HTML Markup: By Graham Seaman. Excerpted for the Wilhelm Liebknecht archive by Bill Wright, January 2023.


Citizen Liebknecht declares that he has already participated in many national and international congresses, but that none of them can be compared to the present one:

Not the national ones, if only because they were only national ones. But the earlier congresses of the International Workingmen’s Association could not offer anything similar either. The International Workingmen’s Association was only a great blueprint for the future: the plan of a general workers’ fraternity and workers’ organization — but a plan which, as a result of the youth of the movement, has not yet been fully implemented in most countries. Just as in battles and sieges of antiquity the champions hurled their spear far out into the enemy ranks, over the wall of the best of the enemy, in order to urge the masses to rush after the missile, so the International Workingmen’s Association hurled the spear of the international struggle for liberation far ahead into the middle of the armies, into the middle of the fortress of capitalism — and the proletariat has rushed after to retrieve the spear and break up the armies of the enemy and storm their fortress. The International Workingmen’s Association, however, after showing the workers of all countries the common goal and teaching them the necessity of common action and struggle, had fulfilled its mission. It is not dead — it has passed over into the powerful workers’ organizations and workers’ movements in the individual countries, and lives on in these. It lives on in us. This congress is the work of the International Workingmen’s Association.
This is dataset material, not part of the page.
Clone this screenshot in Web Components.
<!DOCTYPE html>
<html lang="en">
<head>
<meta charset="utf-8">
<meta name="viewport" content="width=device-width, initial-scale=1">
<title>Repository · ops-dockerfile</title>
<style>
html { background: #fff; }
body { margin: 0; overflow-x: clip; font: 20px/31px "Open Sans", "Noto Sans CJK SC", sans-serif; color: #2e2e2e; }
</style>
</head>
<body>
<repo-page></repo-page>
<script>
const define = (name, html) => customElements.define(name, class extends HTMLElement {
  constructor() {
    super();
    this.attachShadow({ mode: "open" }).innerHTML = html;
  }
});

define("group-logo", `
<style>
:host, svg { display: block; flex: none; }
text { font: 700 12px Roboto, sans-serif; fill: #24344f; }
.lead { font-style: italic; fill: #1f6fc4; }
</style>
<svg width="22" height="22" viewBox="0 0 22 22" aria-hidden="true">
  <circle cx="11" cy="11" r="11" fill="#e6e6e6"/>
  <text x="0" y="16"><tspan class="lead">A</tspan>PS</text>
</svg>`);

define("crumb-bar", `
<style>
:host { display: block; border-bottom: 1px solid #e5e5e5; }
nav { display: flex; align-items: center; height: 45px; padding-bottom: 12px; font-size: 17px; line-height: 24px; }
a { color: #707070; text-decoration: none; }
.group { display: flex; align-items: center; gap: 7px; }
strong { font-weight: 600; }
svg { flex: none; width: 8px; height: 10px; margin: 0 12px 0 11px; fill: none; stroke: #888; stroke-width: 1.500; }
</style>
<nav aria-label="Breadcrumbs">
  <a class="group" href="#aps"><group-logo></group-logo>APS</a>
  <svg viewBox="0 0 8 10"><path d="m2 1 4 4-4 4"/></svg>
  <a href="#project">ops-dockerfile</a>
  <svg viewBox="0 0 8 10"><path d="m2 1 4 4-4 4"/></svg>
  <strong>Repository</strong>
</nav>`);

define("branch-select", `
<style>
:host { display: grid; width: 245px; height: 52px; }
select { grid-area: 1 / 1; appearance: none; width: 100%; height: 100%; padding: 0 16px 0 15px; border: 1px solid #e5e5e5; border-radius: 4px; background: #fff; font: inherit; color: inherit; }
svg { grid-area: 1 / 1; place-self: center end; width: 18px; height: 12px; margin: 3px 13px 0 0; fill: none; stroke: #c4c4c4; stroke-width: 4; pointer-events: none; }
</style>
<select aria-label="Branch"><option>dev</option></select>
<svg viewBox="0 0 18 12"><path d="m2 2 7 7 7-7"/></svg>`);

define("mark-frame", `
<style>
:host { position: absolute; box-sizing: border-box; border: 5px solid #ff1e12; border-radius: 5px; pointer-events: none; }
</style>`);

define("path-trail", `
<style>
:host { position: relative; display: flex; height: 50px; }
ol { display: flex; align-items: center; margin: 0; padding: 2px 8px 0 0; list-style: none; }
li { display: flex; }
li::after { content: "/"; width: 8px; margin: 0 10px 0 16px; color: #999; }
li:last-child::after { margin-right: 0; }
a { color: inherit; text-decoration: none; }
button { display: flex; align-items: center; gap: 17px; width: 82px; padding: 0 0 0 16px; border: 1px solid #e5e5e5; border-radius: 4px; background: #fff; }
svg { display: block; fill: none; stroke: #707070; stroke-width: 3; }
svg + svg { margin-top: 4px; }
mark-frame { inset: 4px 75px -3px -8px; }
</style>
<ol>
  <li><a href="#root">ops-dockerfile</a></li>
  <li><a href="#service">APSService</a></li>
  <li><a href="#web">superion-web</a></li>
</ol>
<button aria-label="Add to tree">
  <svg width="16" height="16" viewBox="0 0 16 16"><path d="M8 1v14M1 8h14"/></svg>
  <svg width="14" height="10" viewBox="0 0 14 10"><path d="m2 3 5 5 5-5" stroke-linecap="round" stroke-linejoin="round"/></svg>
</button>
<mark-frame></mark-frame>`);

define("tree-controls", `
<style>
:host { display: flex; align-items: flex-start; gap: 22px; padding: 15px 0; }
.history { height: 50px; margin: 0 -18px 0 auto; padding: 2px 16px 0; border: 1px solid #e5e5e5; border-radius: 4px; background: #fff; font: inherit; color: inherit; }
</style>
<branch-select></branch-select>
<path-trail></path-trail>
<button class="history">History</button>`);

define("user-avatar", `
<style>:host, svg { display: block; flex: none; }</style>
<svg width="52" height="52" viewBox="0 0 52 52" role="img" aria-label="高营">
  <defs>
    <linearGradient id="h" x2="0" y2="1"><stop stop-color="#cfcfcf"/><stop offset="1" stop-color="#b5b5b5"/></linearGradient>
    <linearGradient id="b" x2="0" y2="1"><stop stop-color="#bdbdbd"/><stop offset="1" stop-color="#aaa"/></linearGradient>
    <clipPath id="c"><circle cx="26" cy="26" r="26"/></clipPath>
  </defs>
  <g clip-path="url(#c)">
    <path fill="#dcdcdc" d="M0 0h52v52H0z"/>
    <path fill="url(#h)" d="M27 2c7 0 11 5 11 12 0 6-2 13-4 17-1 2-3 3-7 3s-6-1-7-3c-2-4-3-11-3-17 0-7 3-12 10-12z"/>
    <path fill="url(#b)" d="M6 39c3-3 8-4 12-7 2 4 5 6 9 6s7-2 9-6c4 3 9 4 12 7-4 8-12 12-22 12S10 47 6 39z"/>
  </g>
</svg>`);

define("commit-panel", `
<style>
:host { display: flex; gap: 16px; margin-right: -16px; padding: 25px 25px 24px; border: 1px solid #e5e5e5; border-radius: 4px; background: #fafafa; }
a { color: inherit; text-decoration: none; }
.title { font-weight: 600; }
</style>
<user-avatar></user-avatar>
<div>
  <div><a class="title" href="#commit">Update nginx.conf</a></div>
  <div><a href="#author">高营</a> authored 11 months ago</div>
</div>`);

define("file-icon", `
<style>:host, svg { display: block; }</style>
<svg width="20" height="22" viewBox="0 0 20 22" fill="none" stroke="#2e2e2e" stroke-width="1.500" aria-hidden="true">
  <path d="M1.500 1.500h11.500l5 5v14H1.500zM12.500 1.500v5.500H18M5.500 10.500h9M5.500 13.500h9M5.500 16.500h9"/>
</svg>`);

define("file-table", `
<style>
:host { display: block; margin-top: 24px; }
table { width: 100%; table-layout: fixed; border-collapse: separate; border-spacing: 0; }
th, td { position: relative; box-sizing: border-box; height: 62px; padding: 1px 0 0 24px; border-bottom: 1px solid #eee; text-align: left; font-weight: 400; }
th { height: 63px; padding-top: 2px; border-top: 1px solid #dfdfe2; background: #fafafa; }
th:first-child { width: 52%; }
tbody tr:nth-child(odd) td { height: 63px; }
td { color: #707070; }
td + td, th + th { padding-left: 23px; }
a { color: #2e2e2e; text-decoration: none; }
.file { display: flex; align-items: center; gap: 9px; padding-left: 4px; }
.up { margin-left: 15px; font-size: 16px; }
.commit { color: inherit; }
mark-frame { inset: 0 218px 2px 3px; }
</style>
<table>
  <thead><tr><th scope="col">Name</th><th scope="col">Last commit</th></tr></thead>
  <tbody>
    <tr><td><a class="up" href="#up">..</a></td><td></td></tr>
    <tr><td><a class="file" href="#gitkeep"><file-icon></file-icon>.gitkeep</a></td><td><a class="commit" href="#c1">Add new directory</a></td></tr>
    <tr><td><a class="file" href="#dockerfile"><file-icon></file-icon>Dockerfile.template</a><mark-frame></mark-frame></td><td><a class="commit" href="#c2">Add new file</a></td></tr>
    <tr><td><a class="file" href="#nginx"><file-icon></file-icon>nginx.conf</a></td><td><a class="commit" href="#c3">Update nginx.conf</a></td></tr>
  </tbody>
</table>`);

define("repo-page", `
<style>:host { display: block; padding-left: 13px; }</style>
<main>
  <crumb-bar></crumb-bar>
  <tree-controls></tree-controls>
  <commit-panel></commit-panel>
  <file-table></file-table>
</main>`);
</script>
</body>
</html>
The international labour movement has become too large to be part of a single, unified organization. But the seeds of the International Workingmen’s Association have sprouted so well in the hearts of the workers that the idea of internationalism dominates every workers’ organization and movement of the present day. The International Workingmen’s Association, as far as it is still possible today, does not need to be re-established — it exists — exists to a far greater extent than the founders dared to hope — it embraces the entire class-conscious and purposeful proletariat of the whole world — a giant army in which the organized workers of the individual countries form the individual army corps; — but all army corps in one single army!

To implement the program of the International Workingmen’s Association in all its parts, to continually improve the national organizations, to tie the bond of internationalism ever tighter — that is our duty — the duty of all the emissaries of the proletariat who have come together in this great international workingmen’s parliament.
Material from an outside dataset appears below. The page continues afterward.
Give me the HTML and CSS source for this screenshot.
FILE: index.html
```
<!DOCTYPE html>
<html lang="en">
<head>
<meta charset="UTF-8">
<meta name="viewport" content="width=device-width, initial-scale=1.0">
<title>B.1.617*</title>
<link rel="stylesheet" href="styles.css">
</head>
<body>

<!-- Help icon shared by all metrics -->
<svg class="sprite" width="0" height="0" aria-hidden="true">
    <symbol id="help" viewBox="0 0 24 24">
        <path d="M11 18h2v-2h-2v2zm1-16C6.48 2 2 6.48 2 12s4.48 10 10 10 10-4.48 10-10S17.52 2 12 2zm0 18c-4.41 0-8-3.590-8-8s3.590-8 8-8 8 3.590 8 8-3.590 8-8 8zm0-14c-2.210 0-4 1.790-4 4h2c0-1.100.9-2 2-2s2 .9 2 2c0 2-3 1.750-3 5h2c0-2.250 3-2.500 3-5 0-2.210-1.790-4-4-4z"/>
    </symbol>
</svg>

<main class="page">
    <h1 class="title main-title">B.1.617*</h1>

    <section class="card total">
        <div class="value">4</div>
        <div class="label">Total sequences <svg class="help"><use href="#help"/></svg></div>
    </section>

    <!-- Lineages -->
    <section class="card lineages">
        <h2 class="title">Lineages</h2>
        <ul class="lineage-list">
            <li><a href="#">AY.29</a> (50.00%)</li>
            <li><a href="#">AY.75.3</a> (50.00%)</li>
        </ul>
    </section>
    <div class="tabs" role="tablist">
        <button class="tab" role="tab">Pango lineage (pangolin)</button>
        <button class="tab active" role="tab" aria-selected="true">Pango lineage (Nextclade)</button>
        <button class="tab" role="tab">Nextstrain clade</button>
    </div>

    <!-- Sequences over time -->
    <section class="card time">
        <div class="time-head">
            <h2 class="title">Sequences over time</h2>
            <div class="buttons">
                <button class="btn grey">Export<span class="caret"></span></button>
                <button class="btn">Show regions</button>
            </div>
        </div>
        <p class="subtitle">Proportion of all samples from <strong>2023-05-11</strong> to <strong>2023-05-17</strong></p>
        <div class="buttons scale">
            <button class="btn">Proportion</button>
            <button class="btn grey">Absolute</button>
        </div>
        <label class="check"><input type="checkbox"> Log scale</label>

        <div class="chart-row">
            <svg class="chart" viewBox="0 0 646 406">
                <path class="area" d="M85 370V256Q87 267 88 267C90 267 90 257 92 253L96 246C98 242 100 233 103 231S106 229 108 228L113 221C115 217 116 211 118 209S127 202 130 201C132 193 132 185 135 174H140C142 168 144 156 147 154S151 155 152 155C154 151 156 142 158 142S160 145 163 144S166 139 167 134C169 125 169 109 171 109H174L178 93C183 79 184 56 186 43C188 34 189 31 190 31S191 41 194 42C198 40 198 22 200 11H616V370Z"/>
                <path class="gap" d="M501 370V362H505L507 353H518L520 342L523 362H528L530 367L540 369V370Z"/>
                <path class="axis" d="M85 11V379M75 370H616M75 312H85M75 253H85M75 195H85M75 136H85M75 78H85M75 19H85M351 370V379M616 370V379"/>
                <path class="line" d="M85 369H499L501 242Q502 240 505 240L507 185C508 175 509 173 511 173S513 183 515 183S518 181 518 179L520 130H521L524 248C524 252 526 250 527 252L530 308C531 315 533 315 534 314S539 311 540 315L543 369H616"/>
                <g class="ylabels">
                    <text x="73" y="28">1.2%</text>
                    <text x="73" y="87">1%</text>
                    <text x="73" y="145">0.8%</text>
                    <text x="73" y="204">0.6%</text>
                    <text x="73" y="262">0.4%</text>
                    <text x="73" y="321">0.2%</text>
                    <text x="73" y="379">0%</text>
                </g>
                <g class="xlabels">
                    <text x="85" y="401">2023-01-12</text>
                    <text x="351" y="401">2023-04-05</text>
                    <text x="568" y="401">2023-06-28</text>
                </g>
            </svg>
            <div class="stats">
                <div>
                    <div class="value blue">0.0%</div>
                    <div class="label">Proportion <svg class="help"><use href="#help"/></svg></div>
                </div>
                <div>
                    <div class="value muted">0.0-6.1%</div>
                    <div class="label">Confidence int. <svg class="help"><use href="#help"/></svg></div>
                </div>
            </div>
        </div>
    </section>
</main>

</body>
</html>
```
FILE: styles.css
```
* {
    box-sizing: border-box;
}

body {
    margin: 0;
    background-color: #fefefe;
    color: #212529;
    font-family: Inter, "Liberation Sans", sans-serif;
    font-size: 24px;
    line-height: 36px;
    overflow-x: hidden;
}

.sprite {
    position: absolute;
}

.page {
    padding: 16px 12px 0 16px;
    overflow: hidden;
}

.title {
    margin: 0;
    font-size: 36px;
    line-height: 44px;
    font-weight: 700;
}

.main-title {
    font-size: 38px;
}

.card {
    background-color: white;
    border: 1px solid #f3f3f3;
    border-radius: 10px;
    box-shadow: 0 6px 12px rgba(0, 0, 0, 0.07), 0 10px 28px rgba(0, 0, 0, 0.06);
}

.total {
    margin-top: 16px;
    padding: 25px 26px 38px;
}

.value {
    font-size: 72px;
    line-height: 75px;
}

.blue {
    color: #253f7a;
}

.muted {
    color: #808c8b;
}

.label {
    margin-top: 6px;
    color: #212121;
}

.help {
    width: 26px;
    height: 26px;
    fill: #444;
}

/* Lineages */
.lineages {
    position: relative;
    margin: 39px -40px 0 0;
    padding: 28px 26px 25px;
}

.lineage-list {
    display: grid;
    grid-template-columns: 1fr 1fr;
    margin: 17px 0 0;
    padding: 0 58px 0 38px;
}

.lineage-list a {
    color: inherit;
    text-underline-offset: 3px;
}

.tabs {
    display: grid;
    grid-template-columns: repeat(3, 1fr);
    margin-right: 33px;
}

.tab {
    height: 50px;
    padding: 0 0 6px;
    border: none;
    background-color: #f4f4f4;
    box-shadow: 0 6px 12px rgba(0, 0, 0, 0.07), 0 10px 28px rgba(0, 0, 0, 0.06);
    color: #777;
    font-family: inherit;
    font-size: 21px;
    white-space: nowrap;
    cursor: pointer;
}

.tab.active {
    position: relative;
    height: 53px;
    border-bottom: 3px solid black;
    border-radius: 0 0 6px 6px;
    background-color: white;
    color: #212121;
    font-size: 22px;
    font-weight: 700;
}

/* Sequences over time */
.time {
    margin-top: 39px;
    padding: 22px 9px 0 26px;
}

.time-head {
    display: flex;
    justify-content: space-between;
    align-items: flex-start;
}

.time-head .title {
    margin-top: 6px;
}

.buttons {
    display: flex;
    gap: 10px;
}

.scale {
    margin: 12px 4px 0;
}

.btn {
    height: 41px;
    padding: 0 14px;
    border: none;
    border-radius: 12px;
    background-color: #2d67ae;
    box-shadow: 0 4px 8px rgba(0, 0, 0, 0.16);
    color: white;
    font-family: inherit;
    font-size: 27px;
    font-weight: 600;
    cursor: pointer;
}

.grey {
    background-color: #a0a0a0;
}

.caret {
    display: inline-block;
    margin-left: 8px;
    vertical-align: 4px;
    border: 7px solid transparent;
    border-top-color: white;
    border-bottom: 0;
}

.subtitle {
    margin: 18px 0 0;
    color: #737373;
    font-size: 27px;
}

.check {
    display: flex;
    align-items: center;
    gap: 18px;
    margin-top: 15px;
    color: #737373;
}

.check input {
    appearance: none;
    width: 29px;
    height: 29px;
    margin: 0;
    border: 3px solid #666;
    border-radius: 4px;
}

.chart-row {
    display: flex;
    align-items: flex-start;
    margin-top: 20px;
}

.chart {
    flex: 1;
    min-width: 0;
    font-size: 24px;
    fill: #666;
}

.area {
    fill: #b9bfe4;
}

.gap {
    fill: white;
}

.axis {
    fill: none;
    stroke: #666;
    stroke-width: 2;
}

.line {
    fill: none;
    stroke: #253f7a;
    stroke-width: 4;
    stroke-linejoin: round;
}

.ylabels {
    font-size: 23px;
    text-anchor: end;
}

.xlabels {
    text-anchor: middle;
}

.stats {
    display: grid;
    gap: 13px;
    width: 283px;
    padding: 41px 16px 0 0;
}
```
The English Chartists already had a “workers’ parliament.” However large the Chartist movement was, that workers’ parliament only included the delegates of English workers. The earlier international congresses cannot be compared with this Congress either, because most countries were only very imperfectly represented, and in some cases not represented at all, so those congresses could not be regarded as a true expression of the international workers’ movement. In this Congress of ours, however, the entire workers’ movement of the world is represented, if not yet completely, to such an extent that we can say without arrogance: this is a global workingmen’s parliament — the first that the world has ever seen.

The workers of all countries have turned their eyes confidently on us. And that trust will not be misplaced — so announces the enthusiasm that shines in all our eyes.

 


MIA Editor’s Note

[*] This is an editorial title that I have chosen for publication on the Wilhelm Liebknecht archive. I do not believe that the speech was ever given an “official” title for publication separate from the congress proceedings.